The Protect our ABC (#ourABC) campaign run by the GetUp! company has established this many signatories. Fuelled by the imminent cuts to the public broadcaster the mobilisation of this campaign has been predominately online. While this seems like a phenomenal amount of support, what does this number actually mean? Does it really represent the level of support for the campaign or is it just another example of an increasingly ‘Clicktivist’ society.
Clicktivism at its core is the use of social media to disseminate a message to a wide audience. The ease and pace of this transference makes it ideal for activist movements. The two most notable Clicktivist campaigns are Kony 2012 and Occupy Wall Street. Fronted by pseudo marketing companies these campaigns gained notoriety through a two layered approach, both online and physical. The question that this successful approach garners for the protect our ABC campaign is,
Can it create change without a physical presence?
While the twitter hashtag shows that there is a certain level of physical activism, the level is nowhere near that of other successful campaigns.
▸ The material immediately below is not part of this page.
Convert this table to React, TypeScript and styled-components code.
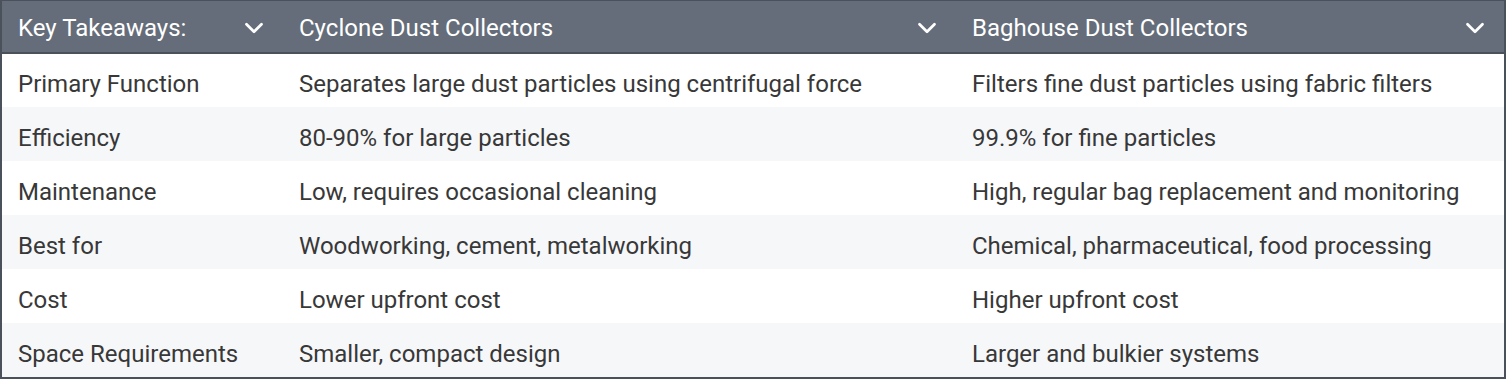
import React from "react";
import styled, { createGlobalStyle } from "styled-components";
import { ChevronDown } from "lucide-react";

const GlobalStyle = createGlobalStyle`
  html, body {
    margin: 0;
    padding: 0;
    background: #ffffff;
  }
  body {
    font-family: Roboto, "Liberation Sans", Arial, sans-serif;
  }
`;

const TableContainer = styled.div`
  width: 1506px;
  box-sizing: border-box;
  border: 2px solid #4b515a;
  border-top-width: 1px;
`;

const Table = styled.table`
  width: 100%;
  border-collapse: collapse;
  table-layout: fixed;
`;

const TableHeader = styled.th`
  background-color: #646d79;
  color: #ffffff;
  height: 52px;
  padding: 2px 14px 0 16px;
  box-sizing: border-box;
  text-align: left;
  font-size: 24px;
  line-height: 28px;
  font-weight: 400;
  border-bottom: 2px solid #4b515a;
`;

const HeaderInner = styled.div`
  display: flex;
  align-items: center;
  justify-content: space-between;
`;

const TableRow = styled.tr`
  &:nth-child(even) {
    background-color: #f6f7f9;
  }
`;

const TableCell = styled.td`
  height: 54px;
  padding: 7px 16px 0;
  font-size: 24px;
  line-height: 28px;
  color: #383838;
  white-space: nowrap;
  box-sizing: border-box;
`;

interface Row {
  label: string;
  cyclone: string;
  baghouse: string;
}

const headers = ["Key Takeaways:", "Cyclone Dust Collectors", "Baghouse Dust Collectors"];

const rows: Row[] = [
  {
    label: "Primary Function",
    cyclone: "Separates large dust particles using centrifugal force",
    baghouse: "Filters fine dust particles using fabric filters",
  },
  { label: "Efficiency", cyclone: "80-90% for large particles", baghouse: "99.9% for fine particles" },
  {
    label: "Maintenance",
    cyclone: "Low, requires occasional cleaning",
    baghouse: "High, regular bag replacement and monitoring",
  },
  {
    label: "Best for",
    cyclone: "Woodworking, cement, metalworking",
    baghouse: "Chemical, pharmaceutical, food processing",
  },
  { label: "Cost", cyclone: "Lower upfront cost", baghouse: "Higher upfront cost" },
  { label: "Space Requirements", cyclone: "Smaller, compact design", baghouse: "Larger and bulkier systems" },
];

const App: React.FC = () => {
  return (
    <>
      <GlobalStyle />
      <TableContainer>
        <Table>
          <colgroup>
            <col style={{ width: 281 }} />
            <col style={{ width: 673 }} />
            <col />
          </colgroup>
          <thead>
            <tr>
              {headers.map((h) => (
                <TableHeader key={h}>
                  <HeaderInner>
                    <span>{h}</span>
                    <ChevronDown size={30} strokeWidth={2.2} />
                  </HeaderInner>
                </TableHeader>
              ))}
            </tr>
          </thead>
          <tbody>
            {rows.map((row, index) => (
              <TableRow key={index}>
                <TableCell>{row.label}</TableCell>
                <TableCell>{row.cyclone}</TableCell>
                <TableCell>{row.baghouse}</TableCell>
              </TableRow>
            ))}
          </tbody>
        </Table>
      </TableContainer>
    </>
  );
};

export default App;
In fact it was dwarfed by the opportunistic demonstration shown by students on the television programme Q&A in regards to the deregulation of universities in Australia.
This display gained mass attention, particularly on social media and will continue to anchor this campaign. It will also continue to give this campaign a reference point, similar to a ‘make Kony famous’ or a ‘we are the 99%’ both catch cries of the aforementioned campaigns.
Time will tell through the Federal Budget whether this campaign was a success or not. However the plight of the clicktivist will continue. While online campaigning is now a necessity, it also seems an embodiment of this ideal is crucial to its success.